One conventional solution, which allows correcting to some degree the errors associated with the non-linearity of OECF response, is to build, so called, look-up table for the intensity values in non-linear range. By using a calibration procedure the look-up table can be established so that it will provide relationship between the CCD or CMOS electrical signal values for the intensity levels in non-linear range with the would-be signal values if the corresponding range had been linear, see FIG. 2.

FIG. 2 shows a typical opto-electrons conversion function for CCD or CMOS imaging sensors. Four typical ranges are shown: non-linear range for a low level of light intensity 100, linear range of response 102, non-linear range for high level of light intensity 104, and saturation range 106. The non-linear ranges can be linearized by building and utilizing look-up tables.

Linearization solution works and gives acceptable results only for a part of non-linear range of OECF. If the light intensity is close to saturation or in saturation range, where it is impossible to built a look-up table, the linearization solution is not applicable.

So the conventional structured light system are prone to errors or may even fail to measure accurately in many situation when measured surfaces has shiny, highly reflective areas, which would saturate pixels of CCD or CMOS, or when surfaces has very dark, low reflective surfaces, which would be imaged with a very low signal/noise ratio.

From the utility stand point it is highly desirable for SLS to be applicable for and capable of measuring any type of surfaces in terms of their reflectivity.

Another conventional solution to overcome this problem is to use a set of exposure times to accommodate for different reflectivity at different areas of the measured surface so that at least with one of exposure times the sensor would response in its linear range for an area of surface.
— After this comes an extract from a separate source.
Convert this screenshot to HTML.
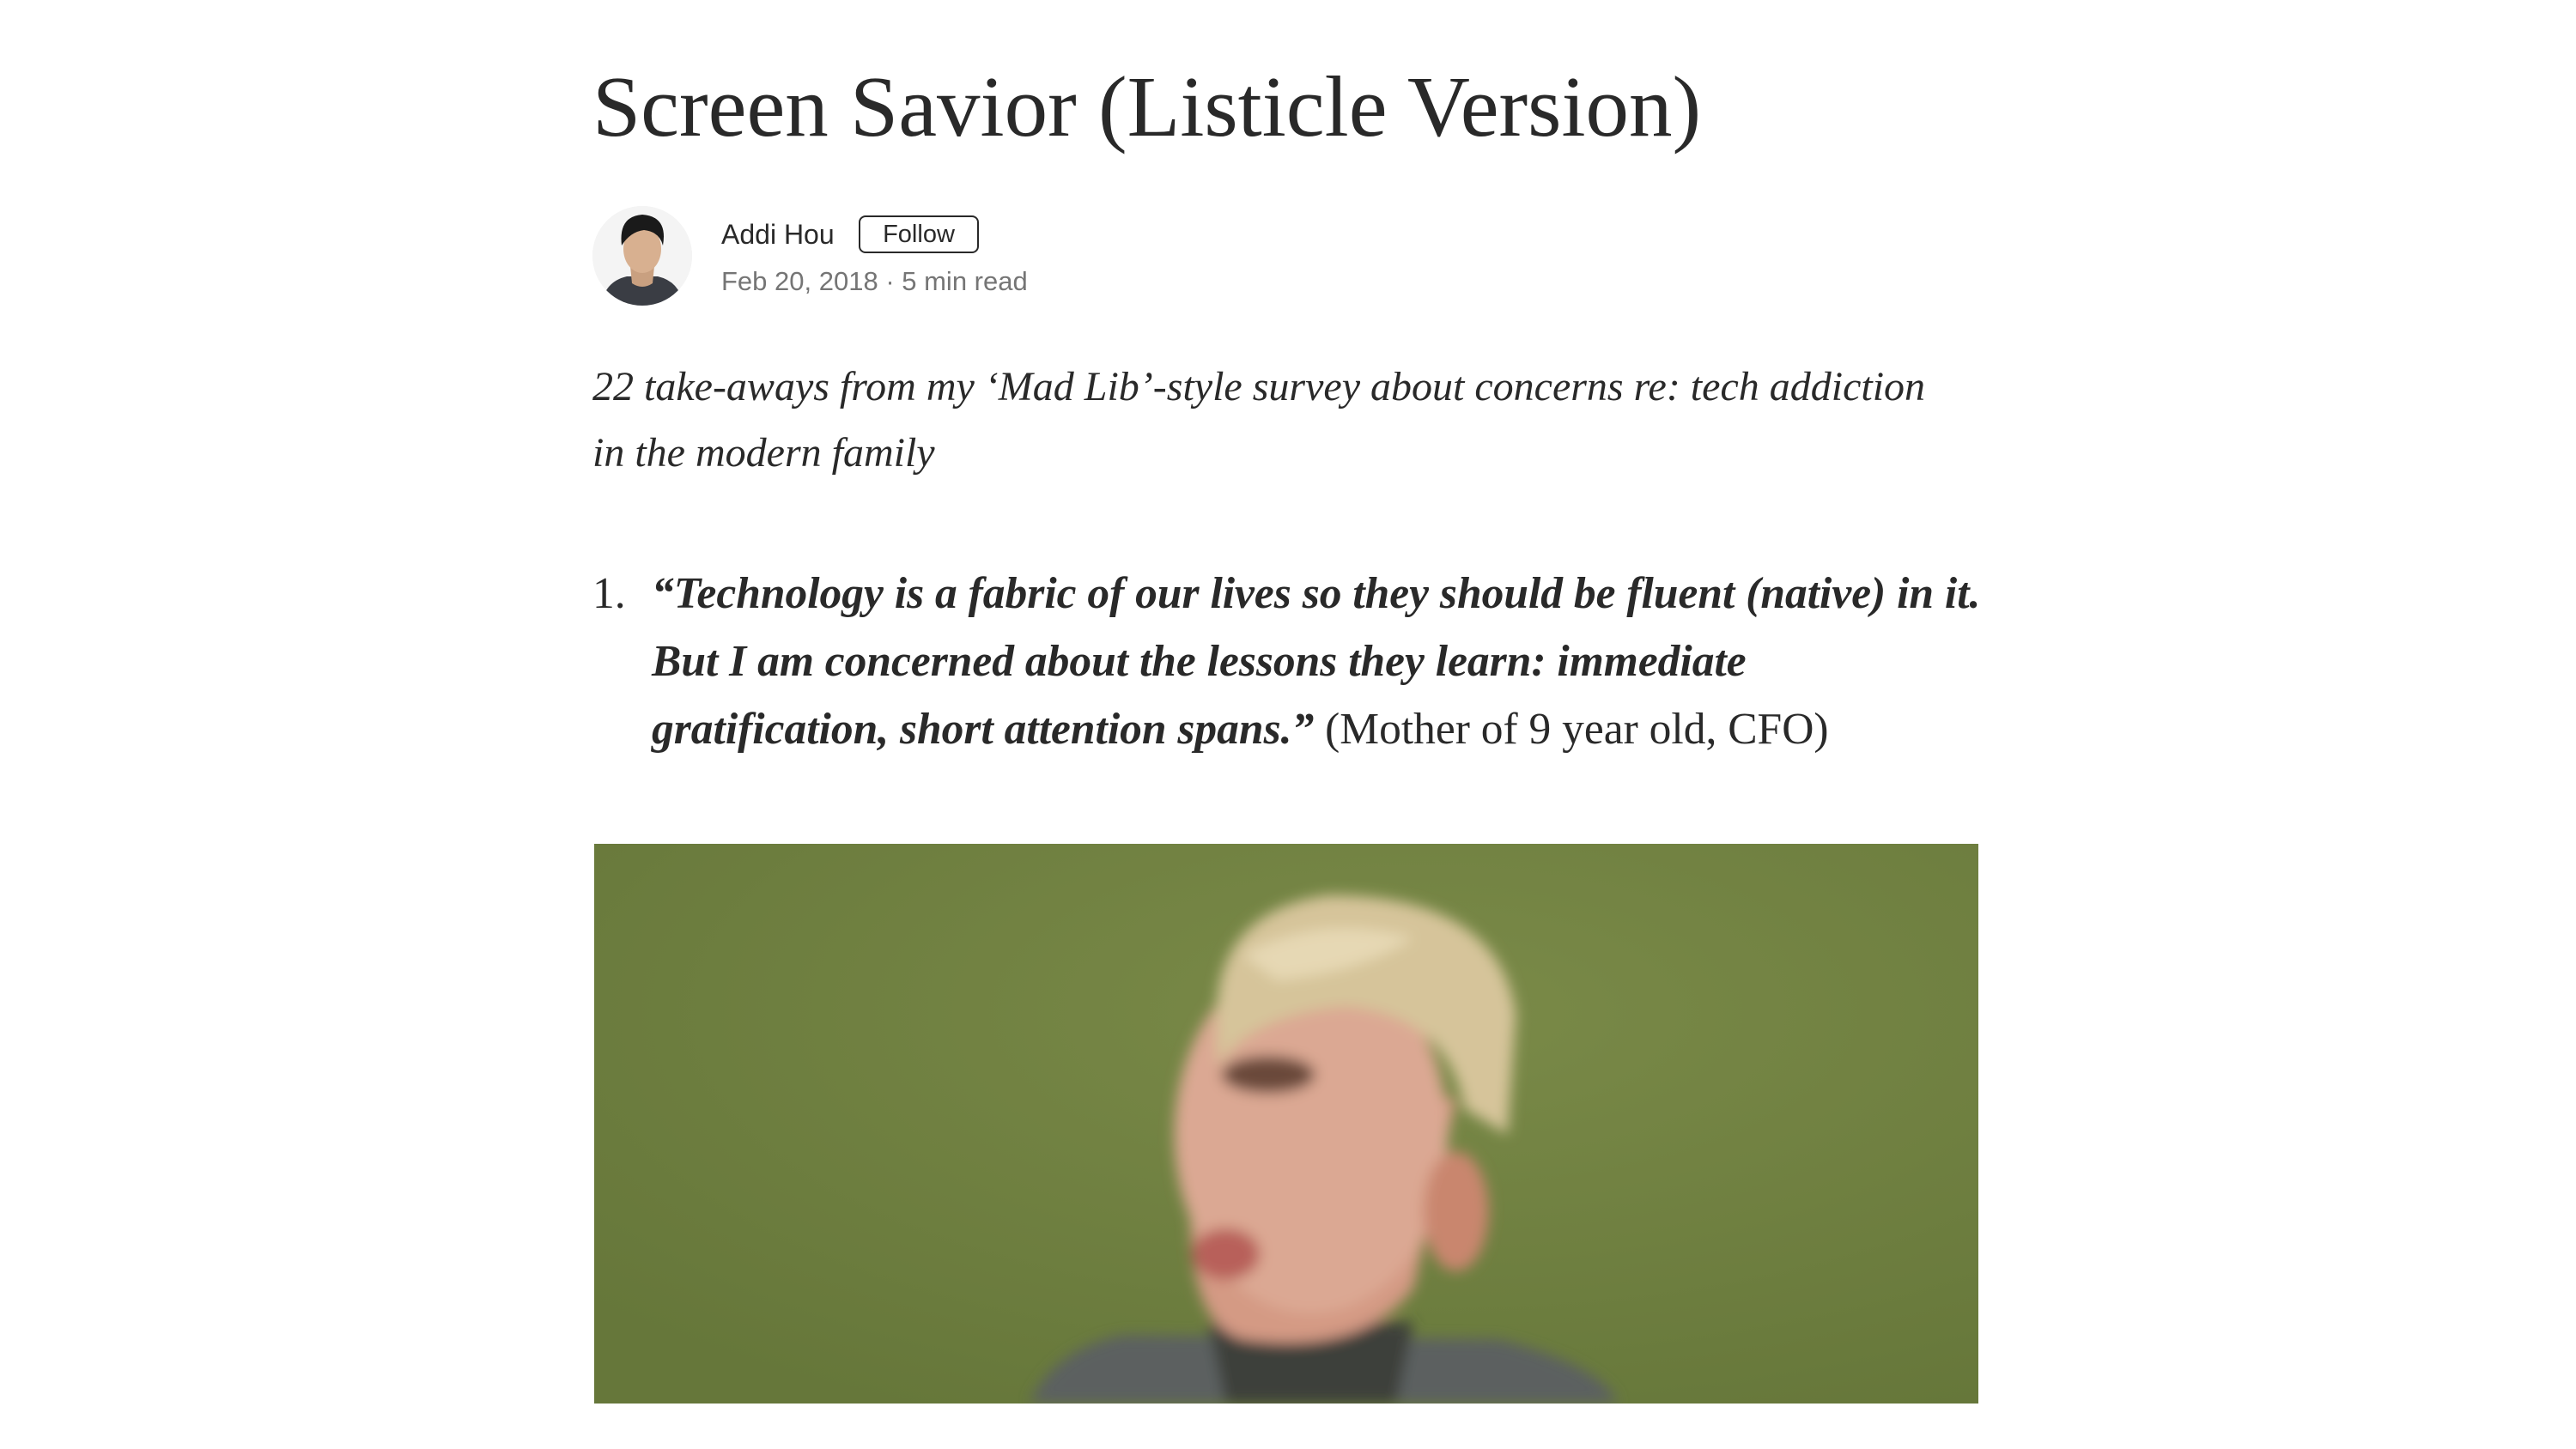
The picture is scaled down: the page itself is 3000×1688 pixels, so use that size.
<!DOCTYPE html>
<html><head><meta charset="utf-8"><style>
html,body{margin:0;padding:0;background:#fff;width:3000px;height:1688px;overflow:hidden}
body{position:relative;color:#292929}
.t{position:absolute;left:690px;top:64px;font-family:"Liberation Serif",serif;font-size:101px;white-space:nowrap;color:#292929;line-height:1.2}
.av{position:absolute;left:690px;top:240px;width:116px;height:116px;border-radius:50%;background:#f2f2f2;overflow:hidden}
.name{position:absolute;left:840px;top:251px;font-family:"Liberation Sans",sans-serif;font-size:32px;color:#292929;line-height:44px}
.fol{position:absolute;left:1000px;top:251px;width:136px;height:40px;border:2px solid #292929;border-radius:8px;font-family:"Liberation Sans",sans-serif;font-size:29px;line-height:40px;text-align:center;color:#292929}
.date{position:absolute;left:840px;top:306px;font-family:"Liberation Sans",sans-serif;font-size:31px;color:#757575;line-height:44px}
.sub{position:absolute;left:690px;top:412px;width:1600px;font-family:"Liberation Serif",serif;font-style:italic;font-size:48px;line-height:77px;color:#292929}
.li{position:absolute;left:690px;top:652px;width:1700px;font-family:"Liberation Serif",serif;font-size:51.5px;line-height:79px;color:#292929;white-space:nowrap}
.li .n{position:absolute;left:0;top:0}
.li .b{margin-left:69px;display:block}
.li i b{font-weight:bold}
.img{position:absolute;left:692px;top:983px;width:1612px;height:652px;overflow:hidden;background:#6e7e3e}
</style></head><body>
<div class="t">Screen Savior (Listicle Version)</div>
<div class="av"><svg width="116" height="116" viewBox="0 0 116 116">
<rect width="116" height="116" fill="#f4f4f4"/>
<path d="M10 116 Q14 88 40 82 L76 82 Q102 88 106 116Z" fill="#3a3d44"/>
<path d="M44 70 L72 70 L70 90 Q58 98 46 90Z" fill="#c9a080"/>
<ellipse cx="58" cy="50" rx="22" ry="28" fill="#d8b090"/>
<path d="M34 46 Q30 12 58 10 Q88 12 82 46 Q78 30 60 28 Q44 30 34 46Z" fill="#1a1a1a"/>
</svg></div>
<div class="name">Addi Hou</div>
<div class="fol">Follow</div>
<div class="date">Feb 20, 2018 · 5 min read</div>
<div class="sub">22 take-aways from my ‘Mad Lib’-style survey about concerns re: tech addiction in the modern family</div>
<div class="li"><span class="n">1.</span><span class="b"><i><b>“Technology is a fabric of our lives so they should be fluent (native) in it.<br>But I am concerned about the lessons they learn: immediate<br>gratification, short attention spans.”</b></i> (Mother of 9 year old, CFO)</span></div>
<div class="img"><svg width="1612" height="652" viewBox="0 0 1622 655" preserveAspectRatio="none">
<defs><filter id="bl"><feGaussianBlur stdDeviation="8"/></filter>
<radialGradient id="bg" cx="0.6" cy="0.3" r="0.8"><stop offset="0" stop-color="#7a8a48"/><stop offset="1" stop-color="#66773a"/></radialGradient></defs>
<rect width="1622" height="655" fill="url(#bg)"/>
<g filter="url(#bl)">
<path d="M510 655 Q540 590 620 575 L1060 580 Q1180 610 1200 655Z" fill="#5b6160"/>
<path d="M720 560 L960 560 L940 655 L740 655Z" fill="#3c3f3a"/>
<path d="M700 400 Q690 560 760 580 Q900 600 960 520 L1010 300 L760 220Z" fill="#d49a84"/>
<ellipse cx="840" cy="340" rx="160" ry="210" fill="#dba893"/>
<ellipse cx="1010" cy="430" rx="38" ry="70" fill="#c9866e"/>
<ellipse cx="740" cy="480" rx="40" ry="30" fill="#b8605a"/>
<ellipse cx="790" cy="270" rx="55" ry="22" fill="#6b4a3a"/>
<path d="M730 220 Q720 80 860 60 Q1060 60 1080 200 L1070 340 L1020 310 Q1000 200 880 190 Q770 200 730 260Z" fill="#d6c49a"/>
<path d="M760 130 Q850 80 960 110 Q900 150 800 160Z" fill="#e6d8b4"/>
</g></svg></div>
</body></html>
This approach requires making a number of pictures/shots with different exposure times and then subjectively select the image data for different areas of surfaces so that the combined data would give a full image data with the intensity levels that fall in the linear range of sensor response.

As this solution requires taking multiple pictures it would lead to substantial increase in measurement time, which is very often undesirable.

Yet another conventional solution for the problem is to apply to the surface to be measured a special coating or paint to make the surface reflectivity uniform across the whole surface.

Although this approach gives a good image data it is very often appears to be either impractical or defeating the purpose of measurement as it is difficult to control the thickness of paint or coating.

Thus, it is desirable to create a system that overcomes the drawbacks of the structured light systems, namely, its deficiency in measuring accurately the surfaces, which has areas of highly different reflectivity or, for example, areas with highly specula reflection and diffusive reflection when surface is being illuminated by the projector of SLS.

SUMMARY OF THE INVENTION

At least an embodiment of a structured light imaging system for measuring coordinates of a surface by measuring reflected structured light projected onto the surface by a projector may include a first imaging lens, a spatial light modulator provided after the first imaging lens, a second imaging lens provided after the spatial light modulator, and an imaging sensor provided after the second imaging light modulator.

At least an embodiment of a method of measuring coordinates of a surface using a structured light imaging system may include providing an imaging system including a first imaging lens, a spatial light modulator provided after the first imaging lens, a second imaging lens provided after the spatial light modulator, and an imaging sensor provided after the second imaging light modulator; illuminating the surface with structured light from a projector; and adjusting light intensity at each pixel of the imaging system by using a feedback loop system such that each pixel of the imaging sensor will operate in a linear response range.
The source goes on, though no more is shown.